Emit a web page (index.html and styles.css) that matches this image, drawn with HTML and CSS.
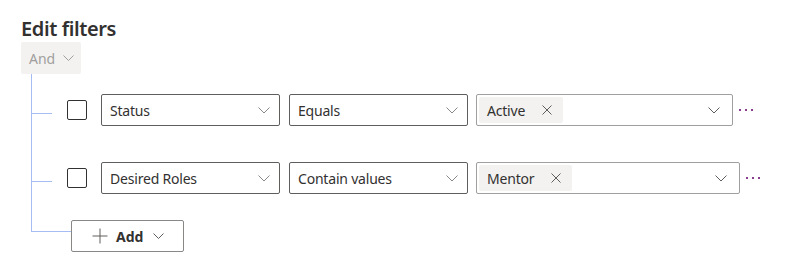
FILE: index.html
```html
<!DOCTYPE html>
<html lang="en">
<head>
	<meta charset="UTF-8">
	<title>Edit filters</title>
	<link rel="stylesheet" href="styles.css">
</head>
<body>
	<div class="panel">
		<h1 class="title">Edit filters</h1>
		<div class="group-op">
			<span>And</span>
			<svg class="chev" width="11" height="6" viewBox="0 0 11 6"><path d="M0.5 0.5 L5.5 5.5 L10.5 0.5"/></svg>
		</div>
		<div class="tree">
			<div class="row row-first">
				<div class="branch"></div>
				<div class="check"></div>
				<div class="select field">
					<span>Status</span>
					<svg class="chev" width="12" height="7" viewBox="0 0 12 7"><path d="M0.5 0.5 L6 6 L11.5 0.5"/></svg>
				</div>
				<div class="select op">
					<span>Equals</span>
					<svg class="chev" width="12" height="7" viewBox="0 0 12 7"><path d="M0.5 0.5 L6 6 L11.5 0.5"/></svg>
				</div>
				<div class="values" style="width:257px">
					<div class="tag">
						<span>Active</span>
						<svg class="x" width="10" height="10" viewBox="0 0 10 10"><path d="M0.5 0.5 L9.5 9.5 M9.5 0.5 L0.5 9.5"/></svg>
					</div>
					<svg class="chev" width="12" height="7" viewBox="0 0 12 7"><path d="M0.5 0.5 L6 6 L11.5 0.5"/></svg>
				</div>
				<svg class="more" width="15" height="3" viewBox="0 0 15 3"><rect x="0" y="0" width="2" height="2"/><rect x="6" y="0" width="2" height="2"/><rect x="12" y="0" width="2" height="2"/></svg>
			</div>
			<div class="row row-second">
				<div class="branch"></div>
				<div class="check"></div>
				<div class="select field">
					<span>Desired Roles</span>
					<svg class="chev" width="12" height="7" viewBox="0 0 12 7"><path d="M0.5 0.5 L6 6 L11.5 0.5"/></svg>
				</div>
				<div class="select op">
					<span>Contain values</span>
					<svg class="chev" width="12" height="7" viewBox="0 0 12 7"><path d="M0.5 0.5 L6 6 L11.5 0.5"/></svg>
				</div>
				<div class="values" style="width:264px">
					<div class="tag">
						<span>Mentor</span>
						<svg class="x" width="10" height="10" viewBox="0 0 10 10"><path d="M0.5 0.5 L9.5 9.5 M9.5 0.5 L0.5 9.5"/></svg>
					</div>
					<svg class="chev" width="12" height="7" viewBox="0 0 12 7"><path d="M0.5 0.5 L6 6 L11.5 0.5"/></svg>
				</div>
				<svg class="more" width="15" height="3" viewBox="0 0 15 3"><rect x="0" y="0" width="2" height="2"/><rect x="6" y="0" width="2" height="2"/><rect x="12" y="0" width="2" height="2"/></svg>
			</div>
			<div class="row row-add">
				<div class="branch-end"></div>
				<button class="add-btn">
					<svg class="plus" width="16" height="16" viewBox="0 0 16 16"><path d="M8 0.5 V15.5 M0.5 8 H15.5"/></svg>
					<span>Add</span>
					<svg class="chev" width="11" height="6" viewBox="0 0 11 6"><path d="M0.5 0.5 L5.5 5.5 L10.5 0.5"/></svg>
				</button>
			</div>
		</div>
	</div>
</body>
</html>
```

FILE: styles.css
```css
*{
	margin: 0;
	padding: 0;
	box-sizing: border-box;
}
body{
	font-family: "Noto Sans", "Open Sans", sans-serif;
	color: #323130;
	background: #fff;
}
.panel{
	padding: 15px 21px 0;
}
.title{
	font-size: 20px;
	font-weight: 600;
	line-height: 27px;
	letter-spacing: -0.4px;
}
.chev path, .x path, .plus path{
	fill: none;
	stroke: #605e5c;
	stroke-width: 1;
}
.group-op{
	width: 60px;
	height: 32px;
	background-color: #f3f2f1;
	border-radius: 2px;
	display: flex;
	align-items: center;
	gap: 8px;
	padding-left: 8px;
	font-size: 14px;
	color: #a19f9d;
}
.group-op .chev path{
	stroke: #a19f9d;
}
.tree{
	margin-left: 10px;
}
.row{
	display: flex;
	align-items: center;
}
.row-first{
	padding: 20px 0;
}
.row-second{
	padding: 16px 0;
}
.branch{
	width: 21px;
	align-self: stretch;
	border-left: 1px solid #a6bdf3;
	margin: -20px 0;
	display: flex;
	flex-direction: column;
}
.branch::before{
	content: "";
	height: 39px;
	border-bottom: 1px solid #a6bdf3;
}
.row-second .branch{
	margin: -16px 0;
}
.row-second .branch::before{
	height: 35px;
}
.check{
	width: 20px;
	height: 20px;
	border: 1px solid #323130;
	border-radius: 2px;
	margin-left: 15px;
	margin-right: 14px;
}
.select{
	width: 179px;
	height: 32px;
	border: 1px solid #605e5c;
	border-radius: 2px;
	display: flex;
	align-items: center;
	justify-content: space-between;
	padding: 0 9px 0 8px;
	font-size: 14px;
	letter-spacing: -0.2px;
	margin-right: 9px;
}
.select .chev path{
	stroke: #8a8886;
}
.select.op{
	margin-right: 8px;
}
.values{
	height: 32px;
	border: 1px solid #a19f9d;
	border-radius: 2px;
	display: flex;
	align-items: center;
	justify-content: space-between;
	padding: 0 12px 0 2px;
	font-size: 14px;
	letter-spacing: -0.2px;
	margin-right: 6px;
}
.values .chev path{
	stroke: #605e5c;
}
.tag{
	height: 26px;
	background-color: #f3f2f1;
	border-radius: 2px;
	display: flex;
	align-items: center;
	gap: 17px;
	padding: 0 11px 0 8px;
}
.x path{
	stroke: #605e5c;
}
.more{
	fill: #8a3f8e;
	margin-top: 1px;
}
.row-add{
	align-items: flex-start;
}
.branch-end{
	width: 40px;
	height: 22px;
	border-left: 1px solid #a6bdf3;
	border-bottom: 1px solid #a6bdf3;
}
.add-btn{
	margin-top: 10px;
	width: 113px;
	height: 32px;
	border: 1px solid #8a8886;
	border-radius: 2px;
	background: #fff;
	display: flex;
	align-items: center;
	padding-left: 20px;
	font-family: inherit;
	font-size: 14px;
	font-weight: 700;
	color: #323130;
}
.add-btn .plus{
	margin-right: 8px;
}
.add-btn .chev{
	margin-left: 10px;
}
```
—————
→ **Challenge**: In the material above, show every line where the word "styles" turns up.

→ **Finished answer**:
Emit a web page (index.html and styles.css) that matches this image, drawn with HTML and CSS.
	<link rel="stylesheet" href="styles.css">
FILE: styles.css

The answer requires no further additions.